The economic structuralism has its focus on the economic interactions between nations. In this regard, its concern is on the distribution of wealth. Specifically, it is a fundamental tenet of structuralism that the capitalists strive to gain wealth from their poor states while the poor states strive to gain maximum profits from the commerce between the two. In its view, structuralism is that the economy is deterministic in nature. It divides the world in two countries with opposing economic interests, and the division of the society and world into the foundation and superstructure. These tenets of economic structuralism are just as ideal as the liberalism ideals (Horton, 2010). As these divisions are not easy to identify in the society. This, therefore, makes the realists view the only right one as it explains the events that take place in the present world.

The statement that realists are always right can, however, be challenged on the abuse of power by the states who possess more economic, political and military power than the others do. That is where liberalism comes in to protect the arbitrary use of authority. As a result, liberalists aver than a state is an actor in the international front and should, therefore, cooperate with others. However, this is not always the case, as there are states that will remain to be superior to others due to their economic progress (Weiss & Wilkinson, 2014). An example is the influence that the United States and United Kingdom have over the other international players. Therefore, the realist views are real while those of the liberals are ideal. Although the view of the liberalists are appealing, they are nevertheless, not completely realistic and viable. While equality could be achieved through cooperation and integration, nations such as the US would always be opposed to such suggestions as they view them as an affront to their superiority and authority over other nations. As a result, the statement that the realists are always right holds true to a very large extent.

"While climate change is a scientific reality, developing policies to alleviate, if not reverse its harmful impacts, is about political and economic interests and influence of companies and states."

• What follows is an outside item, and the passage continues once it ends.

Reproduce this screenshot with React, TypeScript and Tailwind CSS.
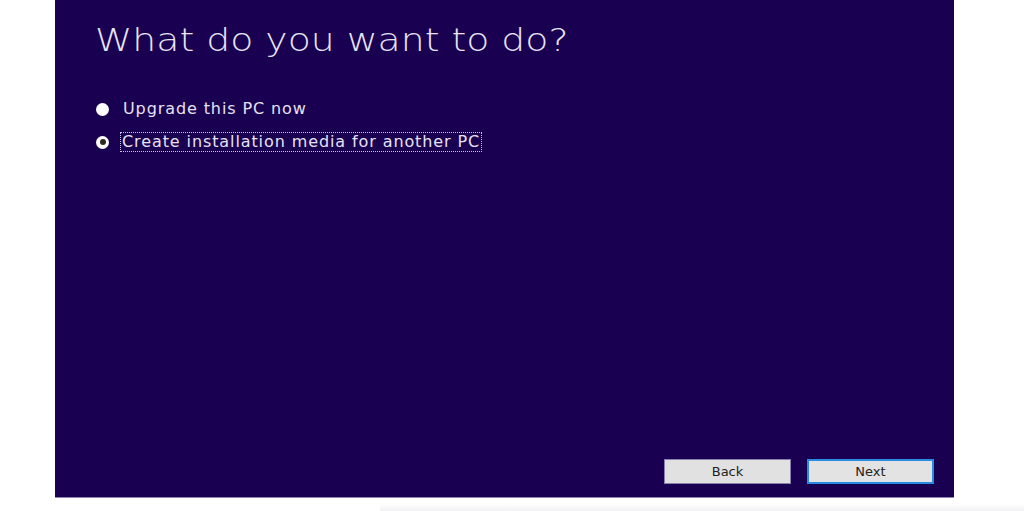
import { useState } from 'react'

const OPTIONS = [
  { id: 'upgrade', label: 'Upgrade this PC now' },
  { id: 'media', label: 'Create installation media for another PC' },
]

function Radio({ checked }: { checked: boolean }) {
  return (
    <span className="flex h-[13px] w-[13px] items-center justify-center rounded-full bg-white">
      {checked && <span className="h-[6px] w-[6px] rounded-full bg-[#2e2a22]" />}
    </span>
  )
}

export default function App() {
  const [choice, setChoice] = useState('media')

  return (
    <div
      className="relative h-[511px] w-[1024px] overflow-hidden bg-white"
      style={{ fontFamily: '"DejaVu Sans", "Open Sans", sans-serif' }}
    >
      <div className="ml-[55px] flex h-[498px] w-[899px] flex-col border-b border-[#8f86b0] bg-[#190050] pl-[40px] pr-[20px]">
        <h1 className="mt-[20px] origin-left scale-x-[1.18] text-[32px] font-extralight leading-[40px] text-[#e8e4f4]">
          What do you want to do?
        </h1>

        <div className="mt-[39px] flex flex-col gap-[13px]">
          {OPTIONS.map((o) => {
            const checked = choice === o.id
            return (
              <label
                key={o.id}
                onClick={() => setChoice(o.id)}
                className="flex cursor-pointer items-center gap-[13px] text-[16px] leading-[18px] tracking-[0.9px] text-[#e6e2f2]"
              >
                <span className="ml-px">
                  <Radio checked={checked} />
                </span>
                <span
                  className={
                    checked
                      ? 'ml-[-2px] border border-dotted border-[#c9c3e0] px-px'
                      : 'border border-transparent'
                  }
                >
                  {o.label}
                </span>
              </label>
            )
          })}
        </div>

        <div className="mt-auto mb-[13px] flex justify-end gap-[16px]">
          <button className="h-[25px] w-[127px] border border-[#8a7fae] bg-[#e1e1e1] text-[13px] text-[#222]">
            Back
          </button>
          <button className="h-[25px] w-[127px] border-2 border-[#2a8ce0] bg-[#e3e3e3] text-[13px] text-[#222]">
            Next
          </button>
        </div>
      </div>
      <div className="absolute bottom-0 left-[380px] right-0 h-[7px] bg-gradient-to-b from-white to-[#f1f0f4]" />
    </div>
  )
}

Climate change has mainly been caused by the industrial sectors in many countries. The transition countries are amongst the most carbon intensive economies in the world. In the view of Giddens (2009), the reduction in the emission of carbon has primarily arisen from the consistent restructuring and transformation by those countries. There is a big connection between the economic and political interests of a country and the level of emission of carbon. In this regard, if the reduction will serve to work contrary to the economic interests of a country, it will be hard for them to adopt such policies. Additionally, there has been political ramifications of the policies, with the least developed countries blaming the climate change on the industrialized and developed countries. As such, the policies have taken a political and economic dimension that ought to be evaluated before the policies are made (Giddens, 2009).

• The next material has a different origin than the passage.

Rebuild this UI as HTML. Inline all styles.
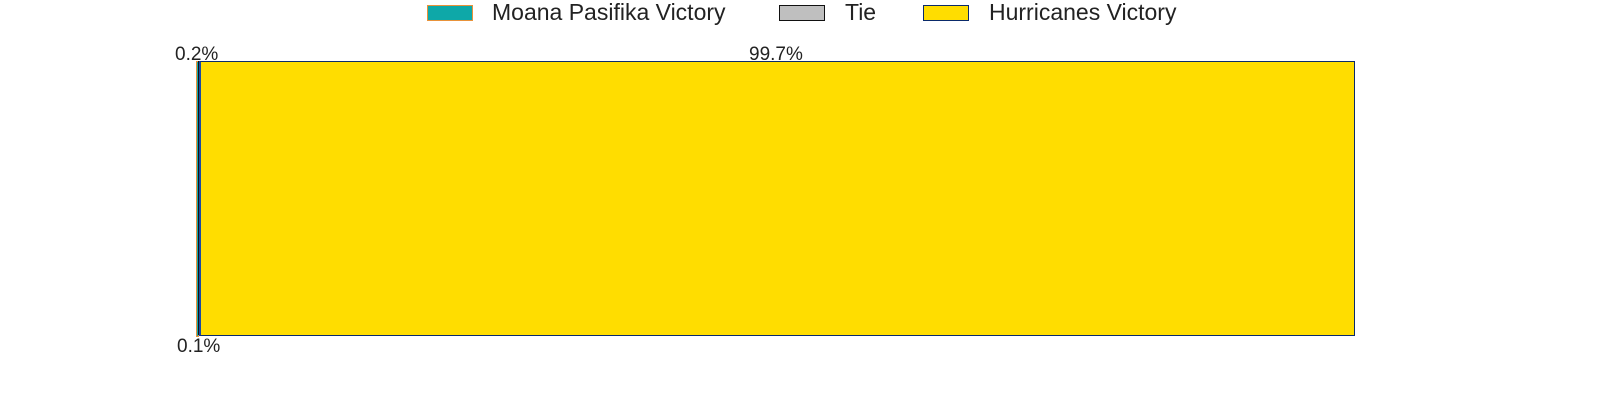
<!DOCTYPE html>
<html><head><style>
body{margin:0;width:1600px;height:400px;background:#fff;position:relative;font-family:"Liberation Sans",sans-serif;color:#222;overflow:hidden}
.a{position:absolute}
.t{position:absolute;font-size:19px;line-height:19px}
.l{position:absolute;font-size:23px;line-height:23px;top:1px}
</style></head><body>
<div class="a" style="left:427px;top:5px;width:44px;height:14px;background:#0ea8a8;border:1px solid #e8923a"></div>
<div class="l" style="left:492px">Moana Pasifika Victory</div>
<div class="a" style="left:779px;top:5px;width:44px;height:14px;background:#bfbfbf;border:1px solid #111"></div>
<div class="l" style="left:845px">Tie</div>
<div class="a" style="left:923px;top:5px;width:44px;height:14px;background:#ffdd00;border:1px solid #0a2a6a"></div>
<div class="l" style="left:989px">Hurricanes Victory</div>
<div class="a" style="left:196px;top:61px;width:1px;height:274px;background:#0ea8a8;border:1px solid #e8923a"></div>
<div class="a" style="left:198px;top:61px;width:1px;height:274px;background:#bfbfbf;border-left:1px solid #111"></div>
<div class="a" style="left:199px;top:61px;width:1153px;height:273px;background:#ffdd00;border:1px solid #0a2a6a;border-left:2px solid #1a4aa0"></div>
<div class="t" style="left:175px;top:45px">0.2%</div>
<div class="t" style="left:749px;top:45px">99.7%</div>
<div class="t" style="left:177px;top:337px">0.1%</div>
</body></html>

The international politics and economic interests affect how states and governments approach the issues of climate change. The design of climate change policies therefore takes a two level dimension. Specifically, the upper and the lower level. In the upper level, there is a strategic interaction between and among the governments. In this regard, each of the states will seek to benefit from the global climate change initiatives while reducing its own costs. However, Hamilton (2011) opines that the lack of any international authority that will see the implementation of the policies means that this will be a game of voluntary contributions to the alleviation of climate change effects. Contrastingly, in the lower level, the national governments that form the international community implement the policies related to climate change. As such, several factors will guide how the individual states will formulate their domestic policies on climate change. Specifically, they will consider how the policies would affect their economy and the costs of the implementation in the end.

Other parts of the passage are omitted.